Although I was rockin’ a pretty mean spiral perm, in the fashion of some White Snake wannabe, I was empowered by artists like Pat Benatar, Joan Jett, Patty Smyth, and Stevie Nicks.
All of these women were the perfect blend of rock spirit and femininity, showing me that women can be edgy, like their male counterparts, but can still maintain their female attitudes.
Benatar’s “Hit Me With Your Best Shot” was like a battle song for me. You can mess with me, but I will keep on standing.
“I Love Rock N’ Roll,” “Do You Wanna Touch Me,” and “Love Stinks” by Joan Jett – need I say more? I don’t need to, but I’m going to anyway. The woman oozed rock from every pore.
Smyth was the ultimate rocker chick. Even Eddie Van Halen considered her as a replacement for David Lee Roth. Some of Smyth’s 80s hits included “The Warrior” and “Goodbye to You.”
There was something about the raspy voice of Stevie Nicks that drew me into her music. The former Fleetwood Mac singer might be considered, by some, to be a pop singer, but I put her in the rock category because of her rock arrangements and lyrics. There is nothing bubblegum about this witchy woman.
There will be those who disagree with me, but there is no denying that this group of women set a high standard for chick rock – hard to be touched by any of today’s artists.
The 90s were an interesting time for music.
It saw the invention of grunge, thanks to the band from the rainy city, Nirvana. But pop music groups, especially boy bands, saw a huge uprising.
Some of the biggest chart toppers of the decade still get airtime today, like Nirvana’s “Smells Like Teen Spirit.” Others were definite one hit wonders like The Proclaimers “I’m Gonna Be (500 Miles).” Some of the pop-punk bands that still are popular today got their start in the 90s, like Blink-182, Green Day and Weezer.
I was a lucky child in the 90s. My dad was the district manager for the music store Disc Jockey, which unfortunately went under. But as a child, it meant that I was introduced to good music at a very young age.
I grew up with U2, The Pretenders and other 80s bands that cruised on into the 90s. One of my favorite songs of all time is “Nightswimming” by R.E.M. But this is not to say that I didn’t love myself some poppy goodness. When I was nine years old, *NSYNC and Britney Spears were all that and a bag of chips to me. Like so many other little girls, I made dances to my favorite boy band.
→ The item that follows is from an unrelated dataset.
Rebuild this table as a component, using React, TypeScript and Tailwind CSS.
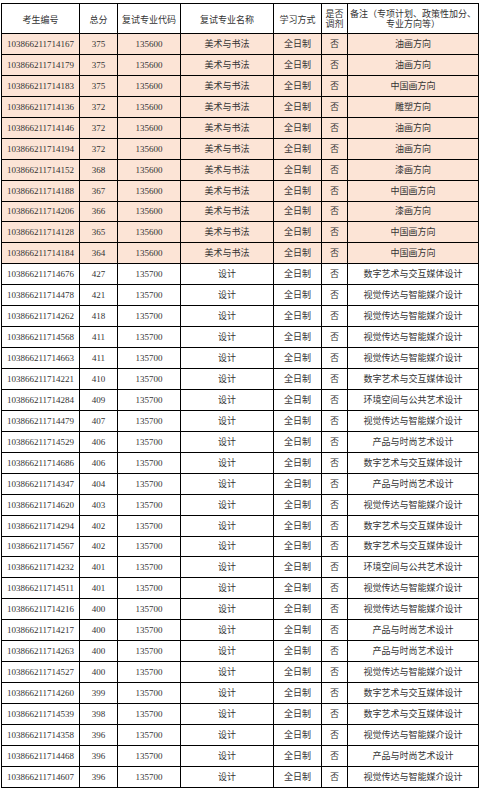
import React from "react";

type Row = [string, string, string, string, string];

const pink: Row[] = [
  ["103866211714167", "375", "135600", "美术与书法", "油画方向"],
  ["103866211714179", "375", "135600", "美术与书法", "油画方向"],
  ["103866211714183", "375", "135600", "美术与书法", "中国画方向"],
  ["103866211714136", "372", "135600", "美术与书法", "雕塑方向"],
  ["103866211714146", "372", "135600", "美术与书法", "油画方向"],
  ["103866211714194", "372", "135600", "美术与书法", "油画方向"],
  ["103866211714152", "368", "135600", "美术与书法", "漆画方向"],
  ["103866211714188", "367", "135600", "美术与书法", "中国画方向"],
  ["103866211714206", "366", "135600", "美术与书法", "漆画方向"],
  ["103866211714128", "365", "135600", "美术与书法", "中国画方向"],
  ["103866211714184", "364", "135600", "美术与书法", "中国画方向"],
];

const S = "视觉传达与智能媒介设计";
const D = "数字艺术与交互媒体设计";
const E = "环境空间与公共艺术设计";
const P = "产品与时尚艺术设计";

const white: Row[] = [
  ["103866211714676", "427", "135700", "设计", D],
  ["103866211714478", "421", "135700", "设计", S],
  ["103866211714262", "418", "135700", "设计", S],
  ["103866211714568", "411", "135700", "设计", S],
  ["103866211714663", "411", "135700", "设计", S],
  ["103866211714221", "410", "135700", "设计", D],
  ["103866211714284", "409", "135700", "设计", E],
  ["103866211714479", "407", "135700", "设计", S],
  ["103866211714529", "406", "135700", "设计", P],
  ["103866211714686", "406", "135700", "设计", D],
  ["103866211714347", "404", "135700", "设计", P],
  ["103866211714620", "403", "135700", "设计", S],
  ["103866211714294", "402", "135700", "设计", D],
  ["103866211714567", "402", "135700", "设计", D],
  ["103866211714232", "401", "135700", "设计", E],
  ["103866211714511", "401", "135700", "设计", S],
  ["103866211714216", "400", "135700", "设计", S],
  ["103866211714217", "400", "135700", "设计", P],
  ["103866211714263", "400", "135700", "设计", P],
  ["103866211714527", "400", "135700", "设计", S],
  ["103866211714260", "399", "135700", "设计", D],
  ["103866211714539", "398", "135700", "设计", D],
  ["103866211714358", "396", "135700", "设计", S],
  ["103866211714468", "396", "135700", "设计", P],
  ["103866211714607", "396", "135700", "设计", S],
];

const td = "border border-black text-center align-middle p-0 whitespace-nowrap";

export default function App() {
  return (
    <div className="bg-white w-[481px] h-[790px] pt-[3px] pl-[1px]">
      <table
        className="border-collapse table-fixed w-[477px] text-[9px] leading-[10px] text-[#333]"
        style={{ fontFamily: '"Liberation Serif", "Noto Sans CJK SC", serif' }}
      >
        <colgroup>
          <col className="w-[78px]" />
          <col className="w-[38px]" />
          <col className="w-[63px]" />
          <col className="w-[93px]" />
          <col className="w-[48px]" />
          <col className="w-[26px]" />
          <col className="w-[131px]" />
        </colgroup>
        <thead>
          <tr className="h-[30px]">
            <th className={`${td} font-normal pt-[2px]`}>考生编号</th>
            <th className={`${td} font-normal pt-[2px]`}>总分</th>
            <th className={`${td} font-normal pt-[2px]`}>复试专业代码</th>
            <th className={`${td} font-normal pt-[2px]`}>复试专业名称</th>
            <th className={`${td} font-normal pt-[2px]`}>学习方式</th>
            <th className={`${td} font-normal`}>
              是否
              <br />
              调剂
            </th>
            <th className={`${td} font-normal`}>
              备注（专项计划、政策性加分、
              <br />
              专业方向等）
            </th>
          </tr>
        </thead>
        <tbody>
          {pink.map((r) => (
            <tr key={r[0]} className="h-[20.94px] bg-[#fce4d6]">
              <td className={td}>{r[0]}</td>
              <td className={td}>{r[1]}</td>
              <td className={td}>{r[2]}</td>
              <td className={td}>{r[3]}</td>
              <td className={td}>全日制</td>
              <td className={td}>否</td>
              <td className={td}>{r[4]}</td>
            </tr>
          ))}
          {white.map((r) => (
            <tr key={r[0]} className="h-[20.94px]">
              <td className={td}>{r[0]}</td>
              <td className={td}>{r[1]}</td>
              <td className={td}>{r[2]}</td>
              <td className={td}>{r[3]}</td>
              <td className={td}>全日制</td>
              <td className={td}>否</td>
              <td className={td}>{r[4]}</td>
            </tr>
          ))}
        </tbody>
      </table>
    </div>
  );
}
Don’t even get me started on the Spice Girls. I had three sisters, and we each had our own Spice Girl that we would play pretend games as. Except my youngest sister — she had to be either Ginger or Scary because they weren’t cool enough for the rest of us.
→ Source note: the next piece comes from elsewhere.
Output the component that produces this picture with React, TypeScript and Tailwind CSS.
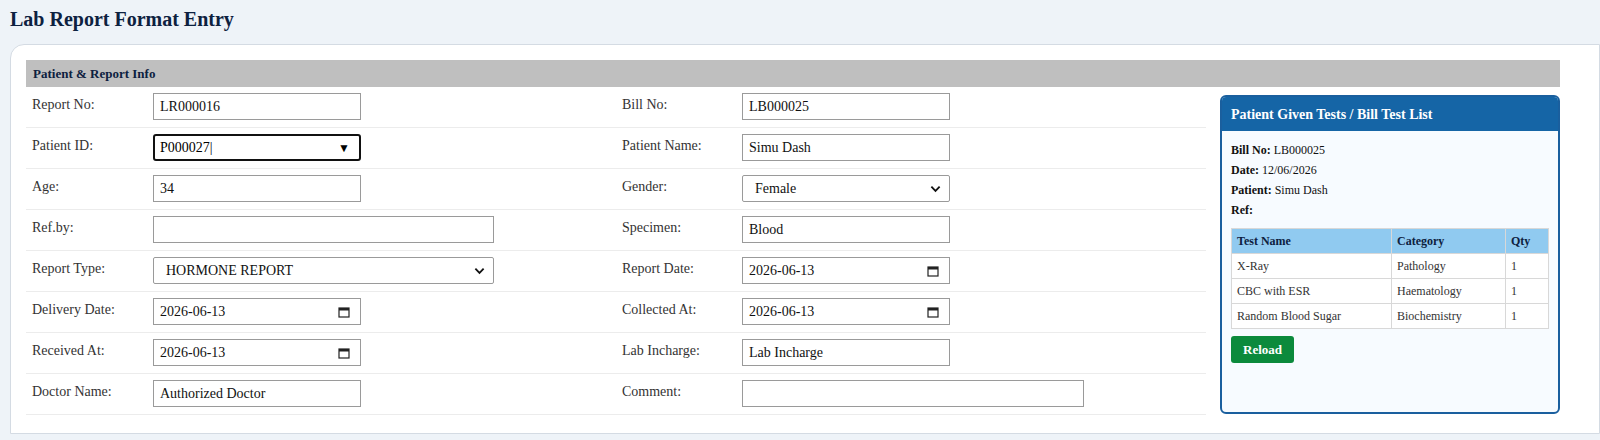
import type { ReactNode } from "react";

const inp =
  "h-[27px] border border-[#9a9a9a] bg-white px-[6px] text-[14px] text-[#111] flex items-center";

function Field({ w = "w-[208px]", children }: { w?: string; children: ReactNode }) {
  return <div className={`${inp} ${w}`}>{children}</div>;
}

function DateBox({ value }: { value: string }) {
  return (
    <Field>
      <span className="flex-1">{value}</span>
      <svg width="12" height="12" viewBox="0 0 12 12" className="mr-[4px]">
        <rect x="1" y="2" width="10" height="9" fill="none" stroke="#222" strokeWidth="1.2" />
        <rect x="1" y="2" width="10" height="2.5" fill="#222" />
      </svg>
    </Field>
  );
}

function SelectBox({ value, w }: { value: string; w: string }) {
  return (
    <div className={`${inp} ${w} rounded-[2px] pl-[12px]`}>
      <span className="flex-1">{value}</span>
      <svg width="11" height="8" viewBox="0 0 12 8" className="mr-[2px]">
        <path d="M1.5 1.5 6 6l4.5-4.5" fill="none" stroke="#111" strokeWidth="2" />
      </svg>
    </div>
  );
}

function Row({ l1, c1, l2, c2 }: { l1: string; c1: ReactNode; l2: string; c2: ReactNode }) {
  return (
    <div className="flex h-[41px] items-start border-b border-[#ececec] pt-[6px]">
      <div className="w-[127px] shrink-0 pl-[6px] pt-[1px] text-[14px] text-[#333]">{l1}</div>
      <div className="w-[469px] shrink-0">{c1}</div>
      <div className="w-[120px] shrink-0 pt-[1px] text-[14px] text-[#333]">{l2}</div>
      <div>{c2}</div>
    </div>
  );
}

const tests = [
  ["X-Ray", "Pathology", "1"],
  ["CBC with ESR", "Haematology", "1"],
  ["Random Blood Sugar", "Biochemistry", "1"],
];

export default function App() {
  return (
    <div
      className="h-[440px] w-full overflow-hidden bg-[#eef3f8]"
      style={{ fontFamily: '"Liberation Serif", "DejaVu Serif", serif' }}
    >
      <h1 className="h-[32px] px-[10px] pt-[7px] text-[20px] font-bold leading-[24px] text-[#0d2140]">Lab Report Format Entry</h1>
      <div className="ml-[10px] mt-[12px] h-[390px] rounded-tl-[14px] border border-[#d4dbe3] bg-white pl-[15px] pr-[39px] pt-[15px]">
        <div className="flex h-[27px] w-[1534px] items-center bg-[#bfbfbf] px-[7px] text-[13px] font-bold text-[#0d2140]">
          Patient &amp; Report Info
        </div>
        <div className="flex w-[1534px]">
          <div className="w-[1180px] shrink-0">
            <Row l1="Report No:" c1={<Field>LR000016</Field>} l2="Bill No:" c2={<Field>LB000025</Field>} />
            <Row
              l1="Patient ID:"
              c1={
                <div className="flex h-[27px] w-[208px] items-center rounded-[3px] border-2 border-[#111] px-[5px] text-[14px]">
                  <span className="flex-1">P000027|</span>
                  <span className="mr-[4px] text-[12px]">▼</span>
                </div>
              }
              l2="Patient Name:"
              c2={<Field>Simu Dash</Field>}
            />
            <Row l1="Age:" c1={<Field>34</Field>} l2="Gender:" c2={<SelectBox value="Female" w="w-[208px]" />} />
            <Row l1="Ref.by:" c1={<Field w="w-[341px]"> </Field>} l2="Specimen:" c2={<Field>Blood</Field>} />
            <Row
              l1="Report Type:"
              c1={<SelectBox value="HORMONE REPORT" w="w-[341px]" />}
              l2="Report Date:"
              c2={<DateBox value="2026-06-13" />}
            />
            <Row l1="Delivery Date:" c1={<DateBox value="2026-06-13" />} l2="Collected At:" c2={<DateBox value="2026-06-13" />} />
            <Row l1="Received At:" c1={<DateBox value="2026-06-13" />} l2="Lab Incharge:" c2={<Field>Lab Incharge</Field>} />
            <Row l1="Doctor Name:" c1={<Field>Authorized Doctor</Field>} l2="Comment:" c2={<Field w="w-[342px]"> </Field>} />
          </div>
          <div className="ml-[14px] mt-[8px] h-[319px] w-[340px] shrink-0 overflow-hidden rounded-[6px] border-2 border-[#1a5f9e] bg-[#f7fbff]">
            <div className="flex h-[34px] items-center bg-[#1565a6] px-[9px] text-[14px] font-bold text-white">
              Patient Given Tests / Bill Test List
            </div>
            <div className="px-[9px] pt-[9px] text-[12px] leading-[20px] text-[#111]">
              <div><b>Bill No:</b> LB000025</div>
              <div><b>Date:</b> 12/06/2026</div>
              <div><b>Patient:</b> Simu Dash</div>
              <div><b>Ref:</b></div>
              <table className="mt-[8px] w-full border-collapse text-[12px]">
                <thead>
                  <tr className="bg-[#90caf0] text-left text-[#0d2140]">
                    <th className="h-[25px] border border-[#d8d8d8] px-[5px]">Test Name</th>
                    <th className="w-[114px] border border-[#d8d8d8] px-[5px]">Category</th>
                    <th className="w-[43px] border border-[#d8d8d8] px-[5px]">Qty</th>
                  </tr>
                </thead>
                <tbody className="bg-white text-[#333]">
                  {tests.map((t) => (
                    <tr key={t[0]}>
                      {t.map((c, i) => (
                        <td key={i} className="h-[25px] border border-[#d8d8d8] px-[5px]">{c}</td>
                      ))}
                    </tr>
                  ))}
                </tbody>
              </table>
              <button className="mt-[7px] h-[27px] rounded-[3px] bg-[#0b8a3c] px-[12px] text-[13px] font-bold text-white">
                Reload
              </button>
            </div>
          </div>
        </div>
      </div>
    </div>
  );
}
The 90s was a world of colorful zipper jackets, JNCO jeans, and flashy printed shirts. Musically, I loved every minute of it.
Thank goodness the world didn’t end in 2000.
If Y2K had brought the apocalypse, Outkast wouldn’t have inspired us to shake it like a Polaroid picture. We would never have learned about Jay-Z’s “99 Problems,” and what wasn’t one of them.
We wouldn’t have heard about “Stacy’s Mom,” and how she’s got it going on or how even a “Seven Nation Army” couldn’t hold The White Stripes back. Sexy would have been missing forever, because Justin Timberlake never would have brought it back.
When the pimps were in the crib, we wouldn’t have learned to “Drop It Like It’s Hot.” Amy Winehouse would never have warned us that she wasn’t going to go to “Rehab.” SisQó never would’ve asked to see our thongs. Our thongs, thongs, thongs, thong-thongs. The Killers would never have seen the “brightside.” California never would have been “icated.”
Eminem wouldn’t have lost himself in the music — the moment he owned it, he would’ve let it go. Green Day wouldn’t have released an album that pissed off a large amount of American idiots. Modest Mouse would have sunk in, instead of floating on. We would never have seen The Postal Service waving from “Such Great Heights.”
Sunday never would have been taken back, and cute would still be spelled with the ‘e.’ The boy wouldn’t have fallen out, and sugar would not have gone down swinging. The disco would have remained calm.
I’ve never been so relieved the world didn’t end.